兎に角、軽々しく使用してはいけない危険な能力である。故に普通成年式を迎えていない子供には教えないし、軍隊と無縁な生活をしている人々は通常使わない。また親から教わることもない。一般市民として生きている”ヴェルデ・シエロ”は使えないと言うのが常識となっている。但し、本来は自衛本能で発達させた能力なので、身の危険が迫った場合に無意識に使ってしまうこともある。


8. 空間通路

”ヴェルデ・シエロ”の目には空間に異次元の渦が生じているのが見える。大概は小さいので無視しているが、人が通れる大きさの渦があれば通路として利用する。通路には人間が進入出来る「入り口」と入れないが出ることは出来る「出口」がある。これらは常に動いているので、同じ場所に生じるとは限らない。
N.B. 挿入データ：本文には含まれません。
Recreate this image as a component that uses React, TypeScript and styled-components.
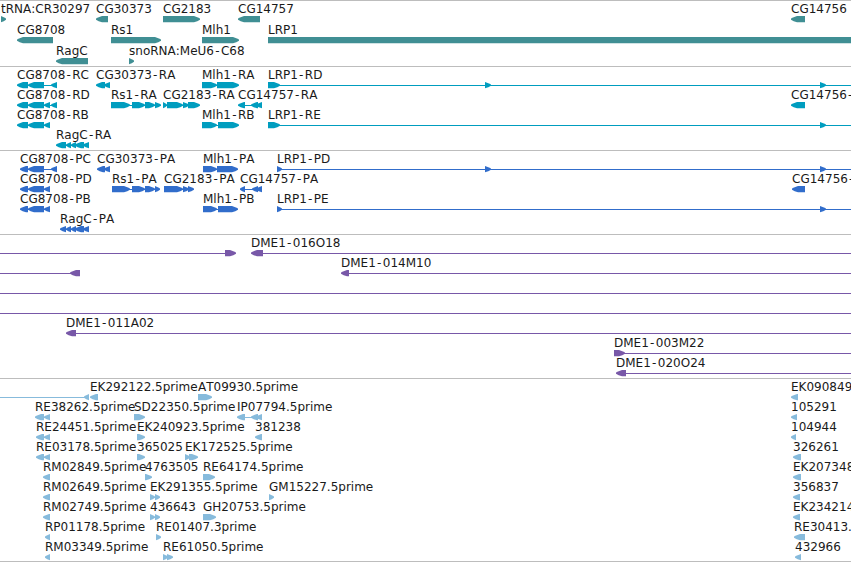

「入り口」に入る時、行きたい場所を念じると瞬時にその場所へ「出口」が開き、移動出来る。但し、必ずしも希望の場所にドンピシャで行ける訳ではなく、微妙にずれたりするので、危険な場所に出てしまうこともある。複数の人数で同時に同じ「入り口」を使う時は、最初に入る人が「先導」となる。「出口」から出ることを「着地」と言うが、着地が上手くいくかいかないかは、先導者の腕次第である。
空間通路を利用する”ヴェルデ・シエロ”を目撃した人は、人間が空中で消えるように見える。また着地する瞬間を見ると、空中から突然湧いて出るように見える。その為、空間通路の使用には、目撃者となる人間がそばにいないよう確認しなければならない。
 ブーカ族は「入り口」を見つけるのが上手で、「出口」の作り方も上手だと言われている。
空間通路の出現は決して規則的なものではないので、通常の移動は普通の人間と同じ手段を用いる。 


9. 跳ぶ

時間移動のことである。
”ヴェルデ・シエロ”のタイムトラベルは、精神だけを異時間帯へ跳ばすことを意味する。
歴史を変えてはいけないと言う時間移動の決まりを”ヴェルデ・シエロ”も固く守っている。
過去へ跳ぶのは簡単だが、未来へ行くのは体力と気力を消耗する。また未来を知ってしまうと歴史が変わると言う原則があるので、未来へ跳ぶことは禁止されている。
オクターリャ族は時間飛翔が得意で、精神だけでなく肉体も跳ばせる。